On constate généralement que boire de faibles quantités de vin réduit davantage le risque de décès précoce que de ne pas boire ou de boire d’autres formes d’alcool. Une unité d’alcool contenue dans le vin et bue lentement au cours d’un repas entraîne une concentration d’alcool dans le sang plus faible qu’une unité d’alcool prise en une seule fois à jeun. On ne sait pas encore si les bienfaits de la consommation de vin – et surtout de vin rouge – sont dus à cette façon plus tranquille de boire ou aux nombreux antioxydants du vin (substances censées protéger les cellules contre les dommages).
Le vin en tant que médicament
Certains experts en santé publique croient fermement que pour prévenir les méfaits d’un mauvais usage, l’alcool devrait être déclaré drogue d’abus. Mais, lorsqu’il est pris avec modération, l’alcool réduit les maladies cardiovasculaires, et éventuellement la démence. Il est donc peut-être plus approprié de considérer l’alcool comme s’il s’agissait d’un médicament pharmaceutique.
Il serait plutôt étrange de se voir prescrire un traitement médicamenteux sans qu’il soit précisé que seuls quelques comprimés doivent être pris chaque jour – et non tous le vendredi soir, ce qui transformerait un médicament bénéfique en un médicament extrêmement nocif.

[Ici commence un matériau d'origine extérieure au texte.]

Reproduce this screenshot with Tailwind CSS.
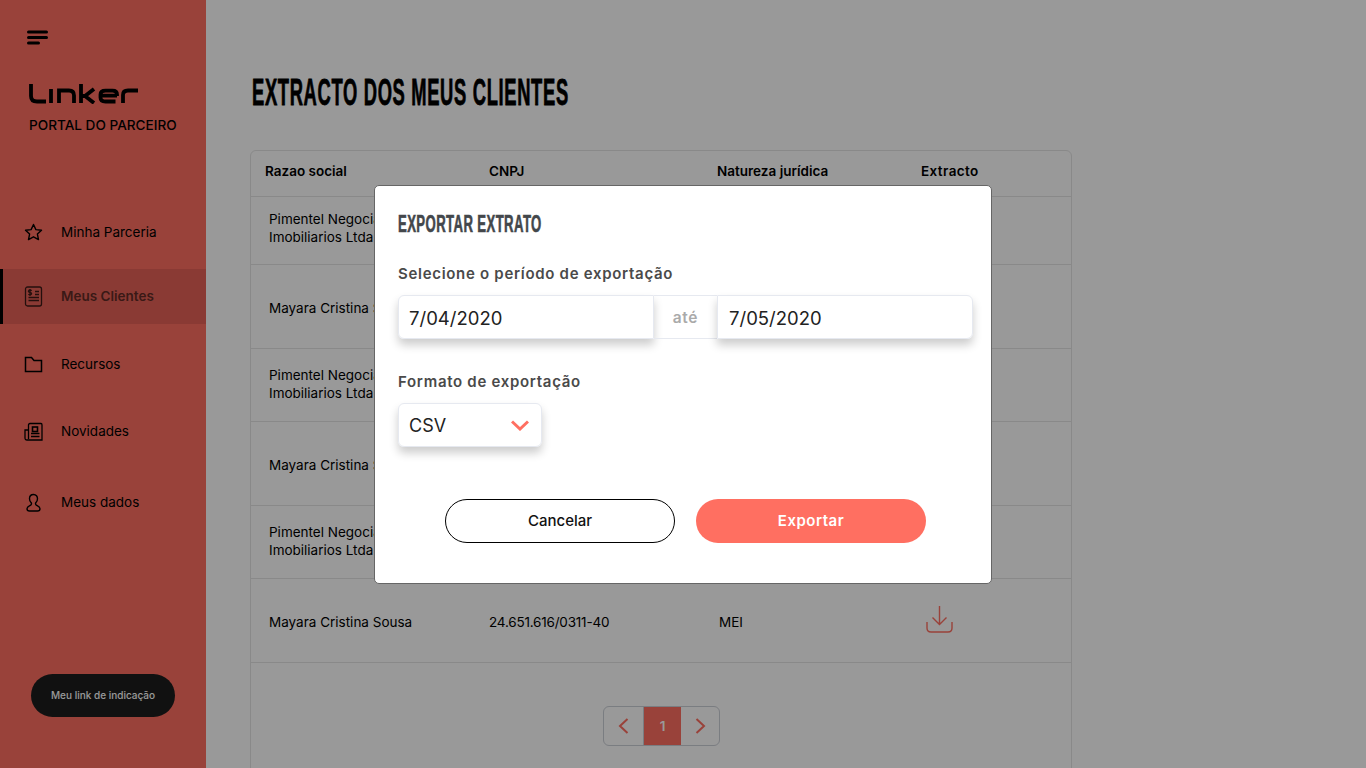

Des précautions similaires doivent également être employées pour bénéficier de l’alcool.
La plupart des nutriments, des graisses saturées à de nombreuses vitamines, ont des limites supérieures sûres, et le dépassement de ces limites peut être nocif. Ces limites reflètent la capacité de l’organisme à métaboliser le nutriment en toute sécurité. C’est la dose qui fait le poison.
Bien sûr, certaines personnes, comme les femmes enceintes et les personnes qui produisent des niveaux élevés d’acétaldéhyde, une substance cancérigène, lorsqu’elles métabolisent l’alcool, devraient éviter complètement l’alcool. La consommation excessive d’alcool est également condamnée à juste titre comme étant nocive. Mais les données actuelles suggèrent que pour ceux qui choisissent de boire, les avantages d’une consommation modérée d’alcool au moment des repas (du vin avec un repas de style méditerranéen, de préférence) l’emportent sur les risques. Une distinction claire entre la consommation excessive d’alcool et la consommation modérée d’alcool pendant les repas peut contribuer à dissiper la confusion et à donner à l’alcool la place qui lui revient dans un mode de vie sain.